INSTRUCTION: Omit all images, then return the remaining material exactly as it stands.
───
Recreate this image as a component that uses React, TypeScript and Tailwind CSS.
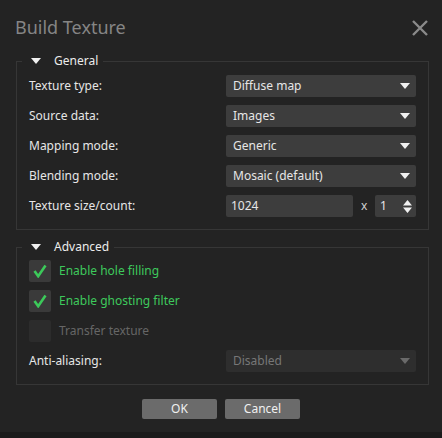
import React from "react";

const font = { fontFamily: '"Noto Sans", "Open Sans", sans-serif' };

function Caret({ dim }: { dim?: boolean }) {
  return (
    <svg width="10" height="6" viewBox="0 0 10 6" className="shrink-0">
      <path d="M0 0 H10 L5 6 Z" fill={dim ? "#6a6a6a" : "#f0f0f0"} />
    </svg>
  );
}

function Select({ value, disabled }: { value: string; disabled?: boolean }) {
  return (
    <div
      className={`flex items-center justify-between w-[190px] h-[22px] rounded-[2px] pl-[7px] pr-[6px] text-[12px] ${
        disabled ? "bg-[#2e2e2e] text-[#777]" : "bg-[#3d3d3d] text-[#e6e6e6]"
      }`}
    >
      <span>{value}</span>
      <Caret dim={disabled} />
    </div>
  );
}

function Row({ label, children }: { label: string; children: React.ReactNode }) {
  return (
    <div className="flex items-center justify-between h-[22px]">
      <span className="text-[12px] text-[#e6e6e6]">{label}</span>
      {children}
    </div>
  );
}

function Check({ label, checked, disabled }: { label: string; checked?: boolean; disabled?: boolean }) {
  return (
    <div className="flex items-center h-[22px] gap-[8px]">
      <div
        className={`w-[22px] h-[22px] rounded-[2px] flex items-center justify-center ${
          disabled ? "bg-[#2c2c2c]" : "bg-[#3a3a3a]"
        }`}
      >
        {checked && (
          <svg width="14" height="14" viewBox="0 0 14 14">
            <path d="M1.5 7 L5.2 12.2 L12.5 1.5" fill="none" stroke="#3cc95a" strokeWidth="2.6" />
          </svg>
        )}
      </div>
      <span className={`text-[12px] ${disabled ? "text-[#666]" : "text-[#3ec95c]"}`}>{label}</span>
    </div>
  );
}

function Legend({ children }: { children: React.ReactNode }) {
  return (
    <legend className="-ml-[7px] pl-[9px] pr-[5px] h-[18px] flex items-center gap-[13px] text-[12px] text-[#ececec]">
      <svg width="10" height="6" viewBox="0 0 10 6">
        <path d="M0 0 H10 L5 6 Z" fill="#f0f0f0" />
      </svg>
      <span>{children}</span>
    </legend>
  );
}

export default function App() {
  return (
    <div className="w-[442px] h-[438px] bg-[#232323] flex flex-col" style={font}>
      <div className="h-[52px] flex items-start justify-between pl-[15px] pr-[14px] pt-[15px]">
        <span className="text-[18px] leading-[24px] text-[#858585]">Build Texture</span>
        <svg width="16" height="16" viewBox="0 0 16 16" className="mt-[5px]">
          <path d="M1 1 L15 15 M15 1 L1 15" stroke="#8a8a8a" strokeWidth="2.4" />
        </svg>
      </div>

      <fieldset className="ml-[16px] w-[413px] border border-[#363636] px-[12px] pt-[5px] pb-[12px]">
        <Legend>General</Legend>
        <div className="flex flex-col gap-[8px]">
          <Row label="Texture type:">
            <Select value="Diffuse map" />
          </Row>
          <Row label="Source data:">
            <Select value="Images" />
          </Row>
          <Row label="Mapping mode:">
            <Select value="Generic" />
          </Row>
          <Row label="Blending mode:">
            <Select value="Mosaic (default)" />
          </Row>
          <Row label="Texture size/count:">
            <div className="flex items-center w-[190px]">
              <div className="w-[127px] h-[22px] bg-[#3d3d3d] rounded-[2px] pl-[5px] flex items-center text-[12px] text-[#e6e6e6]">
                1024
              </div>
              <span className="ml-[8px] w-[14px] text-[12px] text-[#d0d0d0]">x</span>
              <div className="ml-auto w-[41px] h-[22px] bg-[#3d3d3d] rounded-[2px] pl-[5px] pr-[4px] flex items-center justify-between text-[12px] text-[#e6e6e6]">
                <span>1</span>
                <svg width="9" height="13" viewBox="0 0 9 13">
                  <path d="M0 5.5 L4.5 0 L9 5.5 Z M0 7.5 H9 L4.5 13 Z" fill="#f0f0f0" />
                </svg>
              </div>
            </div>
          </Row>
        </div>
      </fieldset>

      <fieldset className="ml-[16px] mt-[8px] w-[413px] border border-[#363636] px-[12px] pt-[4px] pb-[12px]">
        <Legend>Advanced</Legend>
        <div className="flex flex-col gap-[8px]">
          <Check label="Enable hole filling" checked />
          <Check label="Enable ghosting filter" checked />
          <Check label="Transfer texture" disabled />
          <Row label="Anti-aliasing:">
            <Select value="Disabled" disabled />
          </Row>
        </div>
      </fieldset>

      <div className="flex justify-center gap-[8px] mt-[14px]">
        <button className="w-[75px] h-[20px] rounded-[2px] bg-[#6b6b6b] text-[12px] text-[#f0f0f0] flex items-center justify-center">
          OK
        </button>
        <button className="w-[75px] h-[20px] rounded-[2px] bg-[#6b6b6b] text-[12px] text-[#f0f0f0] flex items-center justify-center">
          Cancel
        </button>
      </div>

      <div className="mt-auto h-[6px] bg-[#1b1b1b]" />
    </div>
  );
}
───
SOLUTION BELOW:
Recreate this image as a component that uses React, TypeScript and Tailwind CSS.
import React from "react";

const font = { fontFamily: '"Noto Sans", "Open Sans", sans-serif' };

function Caret({ dim }: { dim?: boolean }) {
  return (
    <svg width="10" height="6" viewBox="0 0 10 6" className="shrink-0">
      <path d="M0 0 H10 L5 6 Z" fill={dim ? "#6a6a6a" : "#f0f0f0"} />
    </svg>
  );
}

function Select({ value, disabled }: { value: string; disabled?: boolean }) {
  return (
    <div
      className={`flex items-center justify-between w-[190px] h-[22px] rounded-[2px] pl-[7px] pr-[6px] text-[12px] ${
        disabled ? "bg-[#2e2e2e] text-[#777]" : "bg-[#3d3d3d] text-[#e6e6e6]"
      }`}
    >
      <span>{value}</span>
      <Caret dim={disabled} />
    </div>
  );
}

function Row({ label, children }: { label: string; children: React.ReactNode }) {
  return (
    <div className="flex items-center justify-between h-[22px]">
      <span className="text-[12px] text-[#e6e6e6]">{label}</span>
      {children}
    </div>
  );
}

function Check({ label, checked, disabled }: { label: string; checked?: boolean; disabled?: boolean }) {
  return (
    <div className="flex items-center h-[22px] gap-[8px]">
      <div
        className={`w-[22px] h-[22px] rounded-[2px] flex items-center justify-center ${
          disabled ? "bg-[#2c2c2c]" : "bg-[#3a3a3a]"
        }`}
      >
        {checked && (
          <svg width="14" height="14" viewBox="0 0 14 14">
            <path d="M1.5 7 L5.2 12.2 L12.5 1.5" fill="none" stroke="#3cc95a" strokeWidth="2.6" />
          </svg>
        )}
      </div>
      <span className={`text-[12px] ${disabled ? "text-[#666]" : "text-[#3ec95c]"}`}>{label}</span>
    </div>
  );
}

function Legend({ children }: { children: React.ReactNode }) {
  return (
    <legend className="-ml-[7px] pl-[9px] pr-[5px] h-[18px] flex items-center gap-[13px] text-[12px] text-[#ececec]">
      <svg width="10" height="6" viewBox="0 0 10 6">
        <path d="M0 0 H10 L5 6 Z" fill="#f0f0f0" />
      </svg>
      <span>{children}</span>
    </legend>
  );
}

export default function App() {
  return (
    <div className="w-[442px] h-[438px] bg-[#232323] flex flex-col" style={font}>
      <div className="h-[52px] flex items-start justify-between pl-[15px] pr-[14px] pt-[15px]">
        <span className="text-[18px] leading-[24px] text-[#858585]">Build Texture</span>
        <svg width="16" height="16" viewBox="0 0 16 16" className="mt-[5px]">
          <path d="M1 1 L15 15 M15 1 L1 15" stroke="#8a8a8a" strokeWidth="2.4" />
        </svg>
      </div>

      <fieldset className="ml-[16px] w-[413px] border border-[#363636] px-[12px] pt-[5px] pb-[12px]">
        <Legend>General</Legend>
        <div className="flex flex-col gap-[8px]">
          <Row label="Texture type:">
            <Select value="Diffuse map" />
          </Row>
          <Row label="Source data:">
            <Select value="Images" />
          </Row>
          <Row label="Mapping mode:">
            <Select value="Generic" />
          </Row>
          <Row label="Blending mode:">
            <Select value="Mosaic (default)" />
          </Row>
          <Row label="Texture size/count:">
            <div className="flex items-center w-[190px]">
              <div className="w-[127px] h-[22px] bg-[#3d3d3d] rounded-[2px] pl-[5px] flex items-center text-[12px] text-[#e6e6e6]">
                1024
              </div>
              <span className="ml-[8px] w-[14px] text-[12px] text-[#d0d0d0]">x</span>
              <div className="ml-auto w-[41px] h-[22px] bg-[#3d3d3d] rounded-[2px] pl-[5px] pr-[4px] flex items-center justify-between text-[12px] text-[#e6e6e6]">
                <span>1</span>
                <svg width="9" height="13" viewBox="0 0 9 13">
                  <path d="M0 5.5 L4.5 0 L9 5.5 Z M0 7.5 H9 L4.5 13 Z" fill="#f0f0f0" />
                </svg>
              </div>
            </div>
          </Row>
        </div>
      </fieldset>

      <fieldset className="ml-[16px] mt-[8px] w-[413px] border border-[#363636] px-[12px] pt-[4px] pb-[12px]">
        <Legend>Advanced</Legend>
        <div className="flex flex-col gap-[8px]">
          <Check label="Enable hole filling" checked />
          <Check label="Enable ghosting filter" checked />
          <Check label="Transfer texture" disabled />
          <Row label="Anti-aliasing:">
            <Select value="Disabled" disabled />
          </Row>
        </div>
      </fieldset>

      <div className="flex justify-center gap-[8px] mt-[14px]">
        <button className="w-[75px] h-[20px] rounded-[2px] bg-[#6b6b6b] text-[12px] text-[#f0f0f0] flex items-center justify-center">
          OK
        </button>
        <button className="w-[75px] h-[20px] rounded-[2px] bg-[#6b6b6b] text-[12px] text-[#f0f0f0] flex items-center justify-center">
          Cancel
        </button>
      </div>

      <div className="mt-auto h-[6px] bg-[#1b1b1b]" />
    </div>
  );
}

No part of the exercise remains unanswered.